▸ **What this task involves**
Give the number of lines that contain the string "React", and nothing else.

[begin Given material]

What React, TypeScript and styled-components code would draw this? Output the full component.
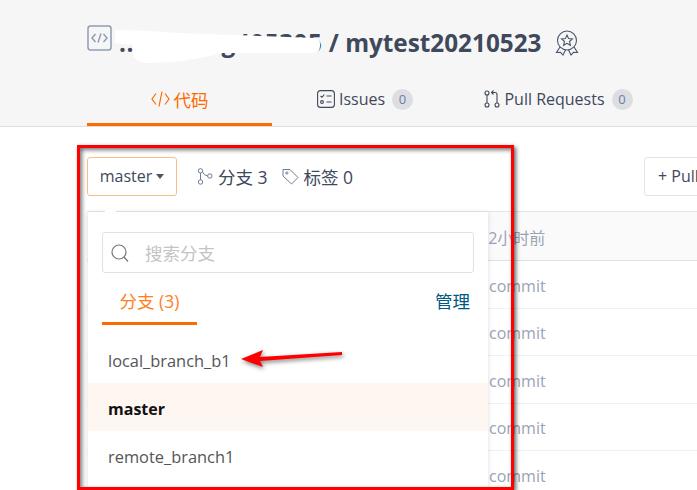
import React from 'react';
import styled, { createGlobalStyle } from 'styled-components';

const cjk = `"Open Sans", "Noto Sans CJK SC", sans-serif`;

const Global = createGlobalStyle`
  html, body { margin: 0; padding: 0; background: #fff; }
  body { font-family: ${cjk}; }
`;

const Page = styled.div`
  position: relative;
  width: 697px;
  height: 490px;
  overflow: hidden;
  background: #fff;
`;

const Header = styled.header`
  height: 126px;
  padding-left: 87px;
  background: #f6f6f6;
  border-bottom: 1px solid #dedede;
  display: flex;
  flex-direction: column;
`;

const TitleRow = styled.div`
  position: relative;
  height: 85px;
  display: flex;
  align-items: flex-start;
  padding-top: 25px;
  box-sizing: border-box;
  color: #40485b;
`;

const TitleText = styled.h1`
  margin: 1px 0 0 7px;
  font-size: 24.3px;
  line-height: 34px;
  font-weight: 700;
  white-space: nowrap;
`;

const Owner = styled.span`
  letter-spacing: 0.55px;
`;

const Scribble = styled.svg`
  position: absolute;
  left: 28px;
  top: 28px;
`;

const Tabs = styled.nav`
  display: flex;
  height: 42px;
`;

const Tab = styled.div<{ $w: number; $active?: boolean }>`
  width: ${(p) => p.$w}px;
  height: 42px;
  box-sizing: border-box;
  display: flex;
  align-items: center;
  justify-content: center;
  gap: 4px;
  padding-bottom: 9px;
  font-size: ${(p) => (p.$active ? 17.5 : 16)}px;
  color: ${(p) => (p.$active ? '#ff6a00' : '#40485b')};
  border-bottom: 3px solid ${(p) => (p.$active ? '#ff6a00' : 'transparent')};
`;

const Badge = styled.span`
  min-width: 21px;
  height: 21px;
  margin-left: 3px;
  border-radius: 50%;
  background: #dcdee2;
  color: #6e7fa5;
  font-size: 13px;
  display: flex;
  align-items: center;
  justify-content: center;
`;

const Main = styled.main`
  position: relative;
  padding-left: 87px;
`;

const Toolbar = styled.div`
  height: 84px;
  display: flex;
  align-items: center;
  padding-top: 14px;
  box-sizing: border-box;
  color: #40485b;
  font-size: 16px;
`;

const BranchButton = styled.button`
  width: 90px;
  height: 39px;
  border: 1px solid #f8bd85;
  border-radius: 3px;
  background: #fff;
  color: #40485b;
  font: inherit;
  display: flex;
  align-items: center;
  justify-content: center;
  gap: 4px;
  padding: 0;
`;

const Caret = styled.i`
  width: 0;
  height: 0;
  margin-top: 1px;
  border-left: 4.5px solid transparent;
  border-right: 4.5px solid transparent;
  border-top: 5px solid #555;
`;

const Stat = styled.span<{ $first?: boolean }>`
  margin-left: ${(p) => (p.$first ? 20 : 14)}px;
  display: flex;
  align-items: center;
  gap: 5px;
  font-size: 17.5px;
`;

const PullButton = styled.button`
  margin-left: auto;
  margin-right: -67px;
  width: 120px;
  height: 39px;
  flex: none;
  border: 1px solid #dfe3ea;
  border-radius: 3px;
  background: #fff;
  color: #40485b;
  font: inherit;
  text-align: left;
  padding: 0 0 0 13px;
  white-space: nowrap;
  overflow: hidden;
`;

const Table = styled.div`
  border-top: 1px solid #e3e6ec;
  color: #9aa3b5;
  font-size: 16px;
`;

const TableHead = styled.div`
  height: 49px;
  box-sizing: border-box;
  padding: 2px 0 0 392px;
  background: #fafafa;
  border-bottom: 1px solid #dde1e8;
  display: flex;
  align-items: center;
`;

const TableRow = styled.div`
  height: 47.5px;
  box-sizing: border-box;
  padding: 3px 0 0 402px;
  border-bottom: 1px solid #eff1f4;
  display: flex;
  align-items: center;
`;

const Dropdown = styled.div`
  position: absolute;
  left: 88px;
  top: 85px;
  width: 400px;
  height: 275px;
  background: #fff;
  box-shadow: 0 1px 5px rgba(60, 70, 90, 0.2);
`;

const Notch = styled.span`
  position: absolute;
  left: 17px;
  top: -2px;
  width: 11px;
  height: 3px;
  background: #fff;
`;

const SearchBox = styled.div`
  margin: 20px 14px 0;
  height: 41px;
  box-sizing: border-box;
  border: 1px solid #dfe2ea;
  border-radius: 3px;
  display: flex;
  align-items: center;
  padding-left: 7px;
  gap: 15px;
  color: #c4c4c4;
  font-size: 17.5px;
`;

const DropTabs = styled.div`
  margin: 8px 18px 10px 14px;
  height: 44px;
  display: flex;
  justify-content: space-between;
  align-items: flex-start;
`;

const DropTab = styled.div`
  width: 95px;
  height: 44px;
  box-sizing: border-box;
  padding-top: 7px;
  text-align: center;
  font-size: 17.5px;
  color: #ff7f1e;
  border-bottom: 3px solid #ff6a00;
`;

const Manage = styled.a`
  padding-top: 7px;
  font-size: 17.5px;
  color: #005980;
`;

const BranchRow = styled.div<{ $current?: boolean }>`
  height: 48px;
  box-sizing: border-box;
  padding: 3px 0 0 20px;
  display: flex;
  align-items: center;
  font-size: ${(p) => (p.$current ? 16 : 16.4)}px;
  font-weight: ${(p) => (p.$current ? 700 : 400)};
  color: ${(p) => (p.$current ? '#111' : '#555')};
  background: ${(p) => (p.$current ? '#fef6f1' : 'transparent')};
`;

const RedFrame = styled.div`
  position: absolute;
  left: 77px;
  top: 145px;
  width: 437px;
  height: 345px;
  box-sizing: border-box;
  border: 3px solid #f00;
  box-shadow: 2px 2px 4px rgba(0, 0, 0, 0.6), inset 2px 2px 4px rgba(0, 0, 0, 0.55);
  pointer-events: none;
`;

const Arrow = styled.svg`
  position: absolute;
  left: 238px;
  top: 344px;
  filter: drop-shadow(1px 2px 2px rgba(0, 0, 0, 0.5));
`;

const slate = '#6f7c96';

const RepoIcon = () => (
  <svg width="25" height="26" viewBox="0 0 25 26" fill="none" stroke="#919db3" strokeWidth="1.5" style={{ flex: 'none' }}>
    <rect x="1" y="1" width="23" height="24" rx="2.5" />
    <path d="M8.5 9 L5 13 L8.5 17 M16.500 9 L20 13 L16.5 17 M14 8.500 L11 17.500" />
  </svg>
);

const AwardIcon = () => (
  <svg width="24" height="26" viewBox="0 0 24 26" fill="none" stroke="#48556f" strokeWidth="1.100" style={{ marginLeft: 14, marginTop: 5, flex: 'none' }}>
    <circle cx="12" cy="10.500" r="9.500" />
    <path d="M12 5 L13.600 8.600 L17.400 9 L14.500 11.500 L15.400 15.300 L12 13.300 L8.600 15.300 L9.500 11.500 L6.600 9 L10.400 8.600 Z" />
    <path d="M5 17 L1.500 22.500 L5.500 22.300 L8 25 L10.500 20 M19 17 L22.500 22.500 L18.500 22.300 L16 25 L13.500 20" />
  </svg>
);

const CodeIcon = () => (
  <svg width="19" height="18" viewBox="0 0 19 18" fill="none" stroke="#ff6a00" strokeWidth="1.200">
    <path d="M5 3.500 L1 9 L5 14.500 M14 3.500 L18 9 L14 14.500 M11 1.500 L8 16.500" />
  </svg>
);

const IssueIcon = () => (
  <svg width="18" height="18" viewBox="0 0 18 18" fill="none" stroke="#40485b" strokeWidth="1.100">
    <rect x="0.600" y="0.600" width="16.800" height="16.800" rx="3" />
    <path d="M3.500 6 L5 7.300 L7.300 4.500 M9.500 6 H14.500 M9.500 12 H14.500" />
    <circle cx="5" cy="12" r="1.400" />
  </svg>
);

const PullIcon = () => (
  <svg width="16" height="18" viewBox="0 0 16 18" fill="none" stroke="#40485b" strokeWidth="1.100">
    <circle cx="3" cy="3" r="2" />
    <circle cx="3" cy="15" r="2" />
    <circle cx="13" cy="15" r="2" />
    <path d="M3 5 V13 M13 13 V4.500 Q13 2.500 11 2.500 H7.500 M9.500 0.500 L7.500 2.500 L9.500 4.500" />
  </svg>
);

const BranchIcon = () => (
  <svg width="16" height="17" viewBox="0 0 16 17" fill="none" stroke={slate} strokeWidth="1">
    <circle cx="3.500" cy="2.800" r="2.200" />
    <circle cx="3.500" cy="14" r="2.200" />
    <circle cx="12.800" cy="8" r="2.200" />
    <path d="M3.500 5 V11.800 M5.500 3.800 Q7 7.500 10.600 8" />
  </svg>
);

const TagIcon = () => (
  <svg width="17" height="17" viewBox="0 0 17 17" fill="none" stroke={slate} strokeWidth="1">
    <path d="M1 1.500 H8 L16 9.500 L9.500 16 L1 8 Z" />
    <circle cx="4.800" cy="5" r="1.100" />
  </svg>
);

const SearchIcon = () => (
  <svg width="20" height="20" viewBox="0 0 20 20" fill="none" stroke="#777" strokeWidth="1.200" style={{ flex: 'none' }}>
    <circle cx="9" cy="9" r="7" />
    <path d="M14 14 L18 18.500" />
  </svg>
);

const commits = ['commit', 'commit', 'commit', 'commit', 'commit'];
const branches = ['local_branch_b1', 'master', 'remote_branch1'];

export default function App() {
  return (
    <Page>
      <Global />
      <Header>
        <TitleRow>
          <RepoIcon />
          <TitleText>
            <Owner>..xxxxxxg405305</Owner> / mytest20210523
          </TitleText>
          <AwardIcon />
          <Scribble width="210" height="36" viewBox="0 0 210 36">
            <path
              d="M0 2 Q30 2 62 5 L200 10 Q206 12 205 18 Q205 25 198 25 L108 25 Q70 35 30 35 Q18 33 18 25 L18 17 L0 15 Z"
              fill="#fff"
            />
          </Scribble>
        </TitleRow>
        <Tabs>
          <Tab $w={185} $active>
            <CodeIcon />
            代码
          </Tab>
          <Tab $w={186}>
            <IssueIcon />
            Issues
            <Badge>0</Badge>
          </Tab>
          <Tab $w={201}>
            <PullIcon />
            Pull Requests
            <Badge>0</Badge>
          </Tab>
        </Tabs>
      </Header>
      <Main>
        <Toolbar>
          <BranchButton>
            master
            <Caret />
          </BranchButton>
          <Stat $first>
            <BranchIcon />
            分支 3
          </Stat>
          <Stat>
            <TagIcon />
            标签 0
          </Stat>
          <PullButton>+ Pull Request</PullButton>
        </Toolbar>
        <Table>
          <TableHead>12小时前</TableHead>
          {commits.map((c, i) => (
            <TableRow key={i}>{c}</TableRow>
          ))}
        </Table>
        <Dropdown>
          <Notch />
          <SearchBox>
            <SearchIcon />
            搜索分支
          </SearchBox>
          <DropTabs>
            <DropTab>分支 (3)</DropTab>
            <Manage>管理</Manage>
          </DropTabs>
          {branches.map((b) => (
            <BranchRow key={b} $current={b === 'master'}>
              {b}
            </BranchRow>
          ))}
        </Dropdown>
      </Main>
      <RedFrame />
      <Arrow width="108" height="26" viewBox="0 0 108 26">
        <path d="M3 15 L25 6 L22 13 L104 8 L104 11 L22 17 L25 23 Z" fill="#f00" />
      </Arrow>
    </Page>
  );
}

[end Given material]

▸ **Full response**
2